> **What you need to do**: Set down the material below word for word, excluding the pictures.

> **Source material**:
>> Start

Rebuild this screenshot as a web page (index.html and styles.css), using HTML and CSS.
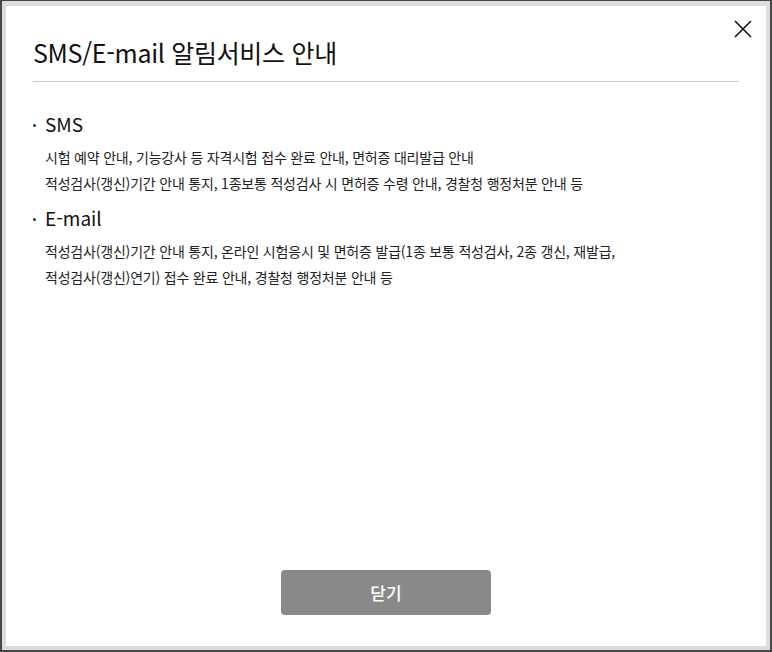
FILE: index.html
```html
<!DOCTYPE html>
<html lang="ko">
<head>
<meta charset="utf-8">
<link rel="stylesheet" href="styles.css">
</head>
<body>
<div class="backdrop">
  <div class="modal">
    <button class="close" aria-label="닫기">
      <svg width="18" height="18" viewBox="0 0 18 18"><path d="M1 1L17 17M17 1L1 17" stroke="#111" stroke-width="1.6" fill="none"/></svg>
    </button>
    <div class="head">
      <h1 class="title">SMS/E-mail 알림서비스 안내</h1>
    </div>
    <div class="body">
      <section class="sec">
        <h2 class="sec-title">SMS</h2>
        <p class="sec-text">시험 예약 안내, 기능강사 등 자격시험 접수 완료 안내, 면허증 대리발급 안내<br>적성검사(갱신)기간 안내 통지, 1종보통 적성검사 시 면허증 수령 안내, 경찰청 행정처분 안내 등</p>
      </section>
      <section class="sec">
        <h2 class="sec-title">E-mail</h2>
        <p class="sec-text">적성검사(갱신)기간 안내 통지, 온라인 시험응시 및 면허증 발급(1종 보통 적성검사, 2종 갱신, 재발급,<br>적성검사(갱신)연기) 접수 완료 안내, 경찰청 행정처분 안내 등</p>
      </section>
    </div>
    <div class="foot">
      <button class="btn-close">닫기</button>
    </div>
  </div>
</div>
</body>
</html>
```
FILE: styles.css
```css
html, body {
  margin: 0;
  padding: 0;
  height: 100%;
}
body {
  background: #474747;
  font-family: "Noto Sans CJK KR", "Noto Sans", sans-serif;
  color: #111;
}
.backdrop {
  box-sizing: border-box;
  height: 652px;
  padding: 1px 2px 2px 2px;
}
.modal {
  position: relative;
  box-sizing: border-box;
  height: 100%;
  background: #fff;
  border: 4px solid #dcdcdc;
  border-top-width: 5px;
  display: flex;
  flex-direction: column;
  padding: 0 27px;
}
.close {
  position: absolute;
  top: 14px;
  right: 14px;
  width: 18px;
  height: 18px;
  padding: 0;
  border: 0;
  background: none;
  display: flex;
}
.head {
  padding-top: 28px;
  padding-bottom: 10px;
  border-bottom: 1px solid #c8c8c8;
}
.title {
  margin: 0;
  font-size: 25px;
  font-weight: 400;
  line-height: 37px;
  letter-spacing: -0.3px;
}
.body {
  flex: 1;
  padding-top: 28px;
}
.sec {
  margin: 0 0 8px;
}
.sec-title {
  margin: 0;
  font-size: 19px;
  font-weight: 400;
  line-height: 28px;
  display: flex;
  align-items: center;
}
.sec-title::before {
  content: "";
  width: 3px;
  height: 3px;
  border-radius: 50%;
  background: #333;
  margin: 2px 9px 0 0;
}
.sec-text {
  margin: 7px 0 0 12px;
  font-size: 14px;
  line-height: 25.5px;
  color: #222;
  letter-spacing: -0.2px;
}
.foot {
  display: flex;
  justify-content: center;
  padding-bottom: 31px;
}
.btn-close {
  width: 210px;
  height: 45px;
  border: 0;
  border-radius: 4px;
  background: #898989;
  color: #fff;
  font-family: "Noto Sans CJK KR", sans-serif;
  font-size: 17px;
  font-weight: 500;
}
```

>> End

> **Output of the task**:
Rebuild this screenshot as a web page (index.html and styles.css), using HTML and CSS.
FILE: index.html
```html
<!DOCTYPE html>
<html lang="ko">
<head>
<meta charset="utf-8">
<link rel="stylesheet" href="styles.css">
</head>
<body>
<div class="backdrop">
  <div class="modal">
    <button class="close" aria-label="닫기">
      <svg width="18" height="18" viewBox="0 0 18 18"><path d="M1 1L17 17M17 1L1 17" stroke="#111" stroke-width="1.6" fill="none"/></svg>
    </button>
    <div class="head">
      <h1 class="title">SMS/E-mail 알림서비스 안내</h1>
    </div>
    <div class="body">
      <section class="sec">
        <h2 class="sec-title">SMS</h2>
        <p class="sec-text">시험 예약 안내, 기능강사 등 자격시험 접수 완료 안내, 면허증 대리발급 안내<br>적성검사(갱신)기간 안내 통지, 1종보통 적성검사 시 면허증 수령 안내, 경찰청 행정처분 안내 등</p>
      </section>
      <section class="sec">
        <h2 class="sec-title">E-mail</h2>
        <p class="sec-text">적성검사(갱신)기간 안내 통지, 온라인 시험응시 및 면허증 발급(1종 보통 적성검사, 2종 갱신, 재발급,<br>적성검사(갱신)연기) 접수 완료 안내, 경찰청 행정처분 안내 등</p>
      </section>
    </div>
    <div class="foot">
      <button class="btn-close">닫기</button>
    </div>
  </div>
</div>
</body>
</html>
```
FILE: styles.css
```css
html, body {
  margin: 0;
  padding: 0;
  height: 100%;
}
body {
  background: #474747;
  font-family: "Noto Sans CJK KR", "Noto Sans", sans-serif;
  color: #111;
}
.backdrop {
  box-sizing: border-box;
  height: 652px;
  padding: 1px 2px 2px 2px;
}
.modal {
  position: relative;
  box-sizing: border-box;
  height: 100%;
  background: #fff;
  border: 4px solid #dcdcdc;
  border-top-width: 5px;
  display: flex;
  flex-direction: column;
  padding: 0 27px;
}
.close {
  position: absolute;
  top: 14px;
  right: 14px;
  width: 18px;
  height: 18px;
  padding: 0;
  border: 0;
  background: none;
  display: flex;
}
.head {
  padding-top: 28px;
  padding-bottom: 10px;
  border-bottom: 1px solid #c8c8c8;
}
.title {
  margin: 0;
  font-size: 25px;
  font-weight: 400;
  line-height: 37px;
  letter-spacing: -0.3px;
}
.body {
  flex: 1;
  padding-top: 28px;
}
.sec {
  margin: 0 0 8px;
}
.sec-title {
  margin: 0;
  font-size: 19px;
  font-weight: 400;
  line-height: 28px;
  display: flex;
  align-items: center;
}
.sec-title::before {
  content: "";
  width: 3px;
  height: 3px;
  border-radius: 50%;
  background: #333;
  margin: 2px 9px 0 0;
}
.sec-text {
  margin: 7px 0 0 12px;
  font-size: 14px;
  line-height: 25.5px;
  color: #222;
  letter-spacing: -0.2px;
}
.foot {
  display: flex;
  justify-content: center;
  padding-bottom: 31px;
}
.btn-close {
  width: 210px;
  height: 45px;
  border: 0;
  border-radius: 4px;
  background: #898989;
  color: #fff;
  font-family: "Noto Sans CJK KR", sans-serif;
  font-size: 17px;
  font-weight: 500;
}
```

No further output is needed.